I re-reread Emma, and Billy Budd, for my classes. There are no more first year classes and only one more 2/3 class, which will be on Persuasion, so I'll need to re-reread that over the next few days.
I read David Marr's The Henson Case, and wrote a little almost haiku review of it for The Big Issue. It was interesting but also a bit frustrating. What Marr has done is put together a really painstaking, detailed, and no doubt accurate picture of exactly who said and did what, who made what decisions, and how events transpired. It fills in many of the gaps that those who followed the thing noticed & wondered about - for instance, as everyone knows now, Marr corresponded with the family of the girl who modelled for the pictures that the trouble revolved around; the book also explains what Henson's reasons were for not defending his work or indeed commenting publicly in any other way. Marr also has a good stab at thinking about why the whole thing happened, but it's really too recent an event for that to be done with much success. I admired the methodical, sharp, fact-wrangling craft of the book but for me it didn't begin to answer questions about what caused this episode to have the particular awful quality it did. For that to be properly discussable we'll have to wait quite a while longer I suspect.

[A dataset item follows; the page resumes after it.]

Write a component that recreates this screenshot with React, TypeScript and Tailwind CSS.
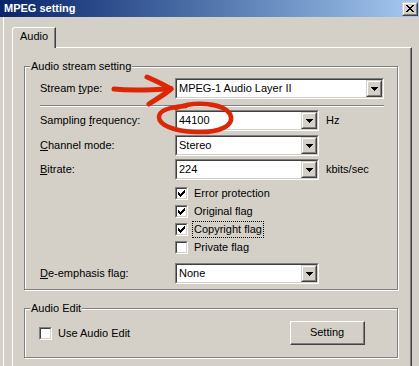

I have been fitfully reading The Hemingses of Monticello (Annette Gordon-Reed) and The Discovery of France (Graham Robb) during my travelling time over the last couple of weeks, though the Hemings book is really too heavy (in all senses of the word) for comfortable train & bus reading.
And the last day or two I have been reading The Steele Diaries by Wendy James, and I'm quite anxious to get back to it now; Wendy very kindly sent me a copy so when I'm finished I'll write a proper post about it.